Imagine you have a massive, chaotic library where millions of books are thrown onto the floor in a giant pile. Your job is to sort them all into the correct shelves. But this isn't just any library; it's a library where the shelves are arranged in a giant, branching tree. At the very top, you have broad categories like "Science" or "Sports." As you go down the branches, the shelves get more specific, like "Physics" "Quantum Mechanics" or "Sports" "Team Sports" "Soccer."
This is the problem the NETHIC tool solves. It's a smart computer program designed to automatically read a piece of text and figure out exactly which "shelf" (or category) it belongs to in this giant tree.
Here is how the paper explains the evolution of this tool, using simple analogies:
1. The Old Way: The "Keyword Detective" (Bag-of-Words)
In the original version of NETHIC, the computer acted like a detective who only looked for specific keywords.
- How it worked: If the text said "goal," "kick," and "field," the computer thought, "Ah, this is about Soccer!"
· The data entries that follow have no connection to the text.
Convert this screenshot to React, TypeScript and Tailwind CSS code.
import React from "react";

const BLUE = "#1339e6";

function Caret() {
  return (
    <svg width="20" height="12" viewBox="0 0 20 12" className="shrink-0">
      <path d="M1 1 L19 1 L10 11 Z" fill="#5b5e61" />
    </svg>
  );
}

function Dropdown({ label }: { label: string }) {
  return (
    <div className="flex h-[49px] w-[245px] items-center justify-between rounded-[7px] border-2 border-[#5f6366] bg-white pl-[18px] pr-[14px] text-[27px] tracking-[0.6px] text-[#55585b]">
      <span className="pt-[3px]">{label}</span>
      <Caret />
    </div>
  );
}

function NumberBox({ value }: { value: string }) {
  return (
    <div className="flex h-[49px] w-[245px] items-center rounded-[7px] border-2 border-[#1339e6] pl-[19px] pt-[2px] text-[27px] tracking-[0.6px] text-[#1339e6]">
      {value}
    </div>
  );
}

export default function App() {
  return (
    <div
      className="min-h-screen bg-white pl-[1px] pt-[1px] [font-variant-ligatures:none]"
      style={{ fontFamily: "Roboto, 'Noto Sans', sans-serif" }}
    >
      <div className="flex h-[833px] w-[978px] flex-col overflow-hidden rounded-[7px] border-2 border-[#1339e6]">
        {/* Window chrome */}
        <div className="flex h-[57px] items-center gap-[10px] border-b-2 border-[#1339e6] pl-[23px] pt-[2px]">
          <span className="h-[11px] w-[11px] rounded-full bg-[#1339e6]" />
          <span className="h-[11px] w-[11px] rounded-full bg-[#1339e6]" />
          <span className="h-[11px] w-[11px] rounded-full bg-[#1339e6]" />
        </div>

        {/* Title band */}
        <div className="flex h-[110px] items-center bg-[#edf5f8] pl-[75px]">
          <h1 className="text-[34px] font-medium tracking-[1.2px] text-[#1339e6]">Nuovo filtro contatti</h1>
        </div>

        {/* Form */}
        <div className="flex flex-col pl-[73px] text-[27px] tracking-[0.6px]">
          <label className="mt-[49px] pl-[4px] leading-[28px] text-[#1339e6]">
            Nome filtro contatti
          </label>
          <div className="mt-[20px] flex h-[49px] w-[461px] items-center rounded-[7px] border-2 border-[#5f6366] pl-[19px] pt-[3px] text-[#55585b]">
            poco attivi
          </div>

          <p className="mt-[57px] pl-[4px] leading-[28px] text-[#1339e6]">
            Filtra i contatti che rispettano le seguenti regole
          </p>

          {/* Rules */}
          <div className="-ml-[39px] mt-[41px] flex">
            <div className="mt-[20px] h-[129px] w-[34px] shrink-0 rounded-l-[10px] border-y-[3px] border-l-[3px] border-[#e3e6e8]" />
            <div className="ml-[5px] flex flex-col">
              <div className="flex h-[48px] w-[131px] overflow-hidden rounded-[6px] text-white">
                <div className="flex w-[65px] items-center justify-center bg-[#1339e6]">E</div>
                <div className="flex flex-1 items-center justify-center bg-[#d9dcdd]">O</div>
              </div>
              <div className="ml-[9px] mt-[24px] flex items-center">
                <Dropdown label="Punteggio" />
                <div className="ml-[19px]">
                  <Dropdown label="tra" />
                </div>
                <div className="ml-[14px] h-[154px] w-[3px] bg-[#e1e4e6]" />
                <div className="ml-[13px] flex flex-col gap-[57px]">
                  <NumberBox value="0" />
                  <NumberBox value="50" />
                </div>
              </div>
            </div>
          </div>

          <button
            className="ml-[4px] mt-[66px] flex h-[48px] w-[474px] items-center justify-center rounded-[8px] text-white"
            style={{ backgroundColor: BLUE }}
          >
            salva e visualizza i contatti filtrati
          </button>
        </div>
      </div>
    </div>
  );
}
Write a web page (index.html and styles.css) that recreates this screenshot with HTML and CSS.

- The Problem: This is like trying to guess a movie by only counting how many times the word "love" appears. It misses the context. If a text talks about "banking" in a financial sense vs. "banking" a river, a simple keyword counter gets confused. Also, if the library is huge, looking for every single word makes the computer slow and overwhelmed.
2. The New Upgrade: The "Gist Reader" (Document Embedding)
The authors added a new superpower to NETHIC called Doc2Vec (Document Vector).
- The Analogy: Imagine instead of just counting words, the computer reads the whole paragraph and writes a "secret code" (a vector) that captures the meaning or the "vibe" of the text.
- The Result: Now, the computer understands that "I ate a delicious apple" and "The fruit was sweet" are very similar, even if they don't share many of the exact same words. It understands the concept, not just the spelling.
3. The Smart Strategy: The "Specialized Team" (Hierarchical Taxonomy)
This is the most clever part of NETHIC. Instead of hiring one giant, overworked librarian to sort everything at once, NETHIC hires a team of specialized librarians arranged in a hierarchy.
- Level 1 (The Generalist): The first librarian looks at the text and asks, "Is this about Science or Sports?" They don't need to know the difference between a "Tennis racket" and a "Golf club" yet; they just need to know it's sports.
- Level 2 (The Specialist): Once the text is passed down to the "Sports" branch, a new, more specialized librarian takes over. They ask, "Is this Team Sports or Individual Sports?"
- Level 3 (The Expert): Finally, the text reaches the bottom branch, where an expert says, "This is definitely Soccer."
Why is this better?
If you tried to teach one librarian to know the difference between "Quantum Physics," "Soccer," and "Cooking" all at once, they would get confused. By breaking the problem down into small steps, NETHIC reduces "noise" and makes fewer mistakes.
4. The Experiment: Mixing the Best of Both Worlds
The researchers tested three versions of their tool:
- The Keyword Detective (Old NETHIC): Good, but sometimes confused by context.
- The Gist Reader (New Doc2Vec only): Good at understanding meaning, but sometimes missed specific details because it ignored the exact words.
- The Hybrid (NETHIC-2): They combined the two! They gave the computer the "secret code" of the meaning plus the list of specific keywords.
The Result:
The Hybrid version was the champion. It was like giving the librarian both a map of the city (the meaning) and the street names (the keywords).
- Performance: It correctly sorted about 60 more documents out of a test batch than the old version.
- Real-world Example:
- Text about a mineral called "Bukovskyite": The old tool might have struggled. The new tool correctly identified it as both "Geology" (because of the mineral description) and "Iron and Steel Industry" (because of the mining context).
- Text about "Overeaters Anonymous": The new tool realized this wasn't just about "Food" (eating), but also about "Addiction" (health/fitness), showing it understood the deeper emotional context of the text.
The Bottom Line
The paper shows that by combining old-school keyword counting with modern AI that understands meaning, and organizing the sorting process into a step-by-step hierarchy, we can build a much smarter, faster, and more accurate system for organizing the world's information. It's not just about finding the right word; it's about understanding the story behind the words.